» **WHAT IS BEING ASKED**
Pull out every line from the listing that has the word "screenshot".

» **TASK INPUTS**
>> start
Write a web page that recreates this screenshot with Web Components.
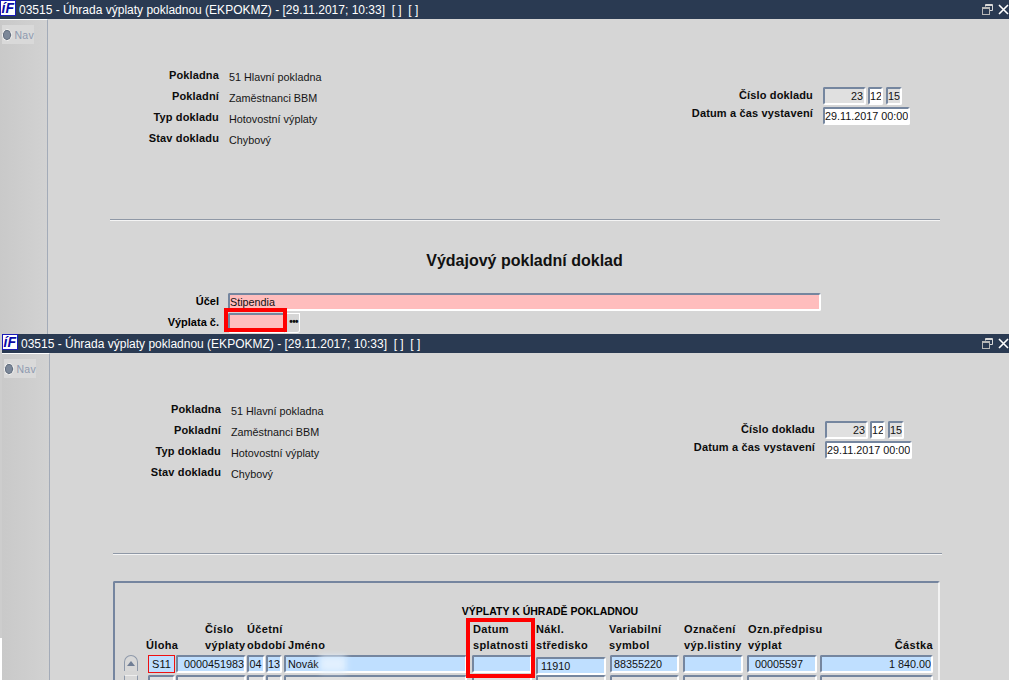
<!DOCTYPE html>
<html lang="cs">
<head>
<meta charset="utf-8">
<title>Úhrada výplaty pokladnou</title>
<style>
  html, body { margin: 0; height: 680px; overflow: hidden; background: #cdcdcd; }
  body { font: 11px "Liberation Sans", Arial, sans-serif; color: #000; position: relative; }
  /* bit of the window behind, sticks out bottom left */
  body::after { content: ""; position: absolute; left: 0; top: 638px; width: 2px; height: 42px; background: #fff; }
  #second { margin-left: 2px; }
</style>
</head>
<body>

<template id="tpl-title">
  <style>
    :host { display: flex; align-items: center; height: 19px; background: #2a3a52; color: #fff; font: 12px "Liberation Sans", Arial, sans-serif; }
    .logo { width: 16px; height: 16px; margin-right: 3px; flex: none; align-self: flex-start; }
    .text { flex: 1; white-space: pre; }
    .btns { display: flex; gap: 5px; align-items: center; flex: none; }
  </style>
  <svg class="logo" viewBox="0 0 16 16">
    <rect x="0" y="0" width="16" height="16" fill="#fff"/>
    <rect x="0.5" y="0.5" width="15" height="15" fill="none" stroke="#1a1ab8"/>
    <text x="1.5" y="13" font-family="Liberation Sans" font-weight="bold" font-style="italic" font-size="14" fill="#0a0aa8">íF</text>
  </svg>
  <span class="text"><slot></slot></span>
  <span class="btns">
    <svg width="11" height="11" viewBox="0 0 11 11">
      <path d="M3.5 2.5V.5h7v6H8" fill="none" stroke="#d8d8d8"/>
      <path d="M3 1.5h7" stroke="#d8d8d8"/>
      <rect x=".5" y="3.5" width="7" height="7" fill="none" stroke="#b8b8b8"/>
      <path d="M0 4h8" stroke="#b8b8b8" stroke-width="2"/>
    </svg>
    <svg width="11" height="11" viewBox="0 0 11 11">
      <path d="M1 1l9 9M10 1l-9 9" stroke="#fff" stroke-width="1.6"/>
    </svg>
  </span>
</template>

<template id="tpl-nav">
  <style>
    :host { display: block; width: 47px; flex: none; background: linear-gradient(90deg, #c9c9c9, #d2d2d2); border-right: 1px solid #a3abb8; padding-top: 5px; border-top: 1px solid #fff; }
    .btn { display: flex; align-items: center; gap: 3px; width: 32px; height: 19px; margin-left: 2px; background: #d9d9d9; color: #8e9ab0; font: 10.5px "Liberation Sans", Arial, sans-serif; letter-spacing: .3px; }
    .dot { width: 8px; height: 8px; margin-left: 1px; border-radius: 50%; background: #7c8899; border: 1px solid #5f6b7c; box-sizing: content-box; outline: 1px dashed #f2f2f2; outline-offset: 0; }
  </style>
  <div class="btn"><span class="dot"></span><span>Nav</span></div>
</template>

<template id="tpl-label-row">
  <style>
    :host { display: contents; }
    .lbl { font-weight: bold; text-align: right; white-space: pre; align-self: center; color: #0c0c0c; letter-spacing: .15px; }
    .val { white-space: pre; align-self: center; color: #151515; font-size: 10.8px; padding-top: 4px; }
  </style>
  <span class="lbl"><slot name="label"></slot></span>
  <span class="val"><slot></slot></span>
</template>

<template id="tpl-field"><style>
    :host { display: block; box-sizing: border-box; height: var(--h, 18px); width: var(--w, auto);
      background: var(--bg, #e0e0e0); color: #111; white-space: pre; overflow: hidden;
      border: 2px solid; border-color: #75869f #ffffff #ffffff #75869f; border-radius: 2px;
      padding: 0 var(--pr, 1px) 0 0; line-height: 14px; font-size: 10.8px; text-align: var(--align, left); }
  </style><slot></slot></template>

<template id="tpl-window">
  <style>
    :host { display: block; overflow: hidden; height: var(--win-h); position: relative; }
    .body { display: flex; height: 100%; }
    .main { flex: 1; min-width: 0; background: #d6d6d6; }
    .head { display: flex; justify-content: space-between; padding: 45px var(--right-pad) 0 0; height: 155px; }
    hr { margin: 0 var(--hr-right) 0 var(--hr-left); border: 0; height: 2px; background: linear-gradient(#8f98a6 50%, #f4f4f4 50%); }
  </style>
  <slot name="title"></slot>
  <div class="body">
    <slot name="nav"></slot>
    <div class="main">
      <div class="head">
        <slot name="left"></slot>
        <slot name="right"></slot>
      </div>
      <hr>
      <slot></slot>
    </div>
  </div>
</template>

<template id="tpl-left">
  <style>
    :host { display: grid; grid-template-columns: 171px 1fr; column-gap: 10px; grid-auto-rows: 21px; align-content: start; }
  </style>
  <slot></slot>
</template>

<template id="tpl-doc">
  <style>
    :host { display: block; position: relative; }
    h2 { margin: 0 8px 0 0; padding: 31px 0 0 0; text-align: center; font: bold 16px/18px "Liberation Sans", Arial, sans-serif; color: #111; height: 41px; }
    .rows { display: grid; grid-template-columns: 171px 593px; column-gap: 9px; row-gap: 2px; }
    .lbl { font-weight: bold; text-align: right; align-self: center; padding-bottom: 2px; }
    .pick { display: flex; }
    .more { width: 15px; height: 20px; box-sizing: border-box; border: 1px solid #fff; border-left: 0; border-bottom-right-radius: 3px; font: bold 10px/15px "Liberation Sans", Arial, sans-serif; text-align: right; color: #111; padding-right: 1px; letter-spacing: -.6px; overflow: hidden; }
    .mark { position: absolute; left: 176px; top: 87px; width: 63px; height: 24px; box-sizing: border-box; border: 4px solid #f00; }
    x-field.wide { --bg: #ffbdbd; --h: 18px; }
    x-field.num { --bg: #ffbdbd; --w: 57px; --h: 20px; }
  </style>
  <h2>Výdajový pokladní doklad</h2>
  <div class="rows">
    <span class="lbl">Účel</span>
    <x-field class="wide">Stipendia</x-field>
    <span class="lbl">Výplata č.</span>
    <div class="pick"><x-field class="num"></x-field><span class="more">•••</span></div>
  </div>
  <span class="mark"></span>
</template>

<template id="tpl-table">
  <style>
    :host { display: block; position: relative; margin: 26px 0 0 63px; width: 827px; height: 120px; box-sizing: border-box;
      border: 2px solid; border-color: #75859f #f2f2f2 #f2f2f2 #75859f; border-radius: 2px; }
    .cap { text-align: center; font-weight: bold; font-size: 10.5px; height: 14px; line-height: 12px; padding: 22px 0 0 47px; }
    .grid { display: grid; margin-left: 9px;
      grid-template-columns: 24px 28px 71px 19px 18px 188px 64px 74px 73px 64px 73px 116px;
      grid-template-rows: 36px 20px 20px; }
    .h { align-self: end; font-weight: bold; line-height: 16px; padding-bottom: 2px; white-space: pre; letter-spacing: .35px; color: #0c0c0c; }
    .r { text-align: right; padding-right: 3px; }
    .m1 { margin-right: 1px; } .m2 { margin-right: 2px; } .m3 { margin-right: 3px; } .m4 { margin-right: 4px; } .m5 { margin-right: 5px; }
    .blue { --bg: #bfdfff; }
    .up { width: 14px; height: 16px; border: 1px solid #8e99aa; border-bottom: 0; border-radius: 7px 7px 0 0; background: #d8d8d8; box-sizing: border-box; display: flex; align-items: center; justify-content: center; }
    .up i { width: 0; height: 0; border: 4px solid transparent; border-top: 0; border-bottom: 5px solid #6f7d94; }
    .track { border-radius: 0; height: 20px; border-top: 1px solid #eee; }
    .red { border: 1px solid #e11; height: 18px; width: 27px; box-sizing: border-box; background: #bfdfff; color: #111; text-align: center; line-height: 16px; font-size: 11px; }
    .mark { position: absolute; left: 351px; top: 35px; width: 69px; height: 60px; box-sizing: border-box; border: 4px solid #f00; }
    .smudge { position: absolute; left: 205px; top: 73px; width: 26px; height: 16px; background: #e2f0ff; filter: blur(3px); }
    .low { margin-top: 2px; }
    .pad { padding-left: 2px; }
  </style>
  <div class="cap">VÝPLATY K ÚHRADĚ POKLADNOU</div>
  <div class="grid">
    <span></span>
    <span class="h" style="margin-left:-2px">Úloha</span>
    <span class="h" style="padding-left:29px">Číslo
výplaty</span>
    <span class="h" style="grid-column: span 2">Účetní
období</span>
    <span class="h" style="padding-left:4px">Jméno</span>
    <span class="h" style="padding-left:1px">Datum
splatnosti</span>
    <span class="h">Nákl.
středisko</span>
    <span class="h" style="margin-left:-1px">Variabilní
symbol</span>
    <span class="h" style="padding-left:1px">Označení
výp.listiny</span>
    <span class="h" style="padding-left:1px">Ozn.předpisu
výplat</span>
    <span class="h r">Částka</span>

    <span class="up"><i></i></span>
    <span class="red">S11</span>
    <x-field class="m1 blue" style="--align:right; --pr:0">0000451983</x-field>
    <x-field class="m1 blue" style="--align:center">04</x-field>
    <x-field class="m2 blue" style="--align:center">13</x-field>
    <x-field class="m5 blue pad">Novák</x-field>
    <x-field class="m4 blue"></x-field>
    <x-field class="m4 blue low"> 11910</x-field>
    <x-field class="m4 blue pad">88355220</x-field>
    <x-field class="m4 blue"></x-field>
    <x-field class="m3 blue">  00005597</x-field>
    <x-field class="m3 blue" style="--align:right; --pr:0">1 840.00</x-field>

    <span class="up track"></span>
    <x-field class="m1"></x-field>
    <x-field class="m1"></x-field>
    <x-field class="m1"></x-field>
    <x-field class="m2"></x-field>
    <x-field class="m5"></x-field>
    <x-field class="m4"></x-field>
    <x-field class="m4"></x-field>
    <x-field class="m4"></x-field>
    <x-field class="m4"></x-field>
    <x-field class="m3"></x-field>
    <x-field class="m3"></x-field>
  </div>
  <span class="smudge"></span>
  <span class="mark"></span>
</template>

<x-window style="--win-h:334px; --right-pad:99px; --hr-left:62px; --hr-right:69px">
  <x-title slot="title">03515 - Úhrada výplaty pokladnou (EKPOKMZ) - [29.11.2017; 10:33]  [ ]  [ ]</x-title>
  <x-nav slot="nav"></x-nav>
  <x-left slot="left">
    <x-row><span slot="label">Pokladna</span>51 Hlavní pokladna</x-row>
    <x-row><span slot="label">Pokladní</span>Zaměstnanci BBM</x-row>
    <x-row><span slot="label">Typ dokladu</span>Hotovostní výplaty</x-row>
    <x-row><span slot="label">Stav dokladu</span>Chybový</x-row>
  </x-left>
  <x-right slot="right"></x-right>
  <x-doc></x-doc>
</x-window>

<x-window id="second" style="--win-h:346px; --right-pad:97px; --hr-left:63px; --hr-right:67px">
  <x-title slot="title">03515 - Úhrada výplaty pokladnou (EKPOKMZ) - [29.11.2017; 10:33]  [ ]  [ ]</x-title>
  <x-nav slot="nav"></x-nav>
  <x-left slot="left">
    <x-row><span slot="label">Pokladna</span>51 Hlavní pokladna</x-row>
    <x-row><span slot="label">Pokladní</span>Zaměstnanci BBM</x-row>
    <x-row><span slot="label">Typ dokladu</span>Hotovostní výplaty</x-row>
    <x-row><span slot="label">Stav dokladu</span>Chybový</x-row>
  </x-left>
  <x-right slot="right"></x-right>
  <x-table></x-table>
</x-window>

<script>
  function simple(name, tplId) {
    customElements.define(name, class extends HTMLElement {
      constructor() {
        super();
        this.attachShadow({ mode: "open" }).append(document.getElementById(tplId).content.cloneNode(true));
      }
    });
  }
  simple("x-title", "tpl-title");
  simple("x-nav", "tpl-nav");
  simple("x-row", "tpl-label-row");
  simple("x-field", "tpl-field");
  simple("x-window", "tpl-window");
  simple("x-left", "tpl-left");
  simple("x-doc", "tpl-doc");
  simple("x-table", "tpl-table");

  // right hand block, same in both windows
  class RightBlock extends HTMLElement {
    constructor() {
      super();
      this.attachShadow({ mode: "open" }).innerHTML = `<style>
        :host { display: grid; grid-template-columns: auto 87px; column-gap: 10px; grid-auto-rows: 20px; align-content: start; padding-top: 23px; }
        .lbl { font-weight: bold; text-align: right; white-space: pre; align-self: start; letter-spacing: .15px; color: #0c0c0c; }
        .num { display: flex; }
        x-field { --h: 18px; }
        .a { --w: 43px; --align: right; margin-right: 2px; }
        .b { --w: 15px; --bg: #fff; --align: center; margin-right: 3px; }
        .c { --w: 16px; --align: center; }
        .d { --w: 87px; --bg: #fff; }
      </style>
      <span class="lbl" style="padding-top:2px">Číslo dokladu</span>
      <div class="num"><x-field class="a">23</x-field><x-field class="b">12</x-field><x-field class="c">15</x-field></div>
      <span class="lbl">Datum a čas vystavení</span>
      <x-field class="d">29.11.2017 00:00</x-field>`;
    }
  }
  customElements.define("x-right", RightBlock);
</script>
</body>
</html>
>> end
>> start
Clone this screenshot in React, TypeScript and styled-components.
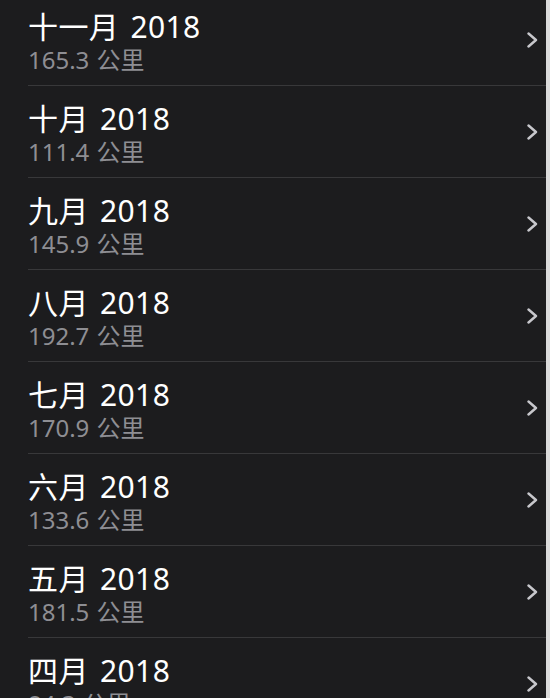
>> end
» **WRITTEN SOLUTION**
Write a web page that recreates this screenshot with Web Components.
Clone this screenshot in React, TypeScript and styled-components.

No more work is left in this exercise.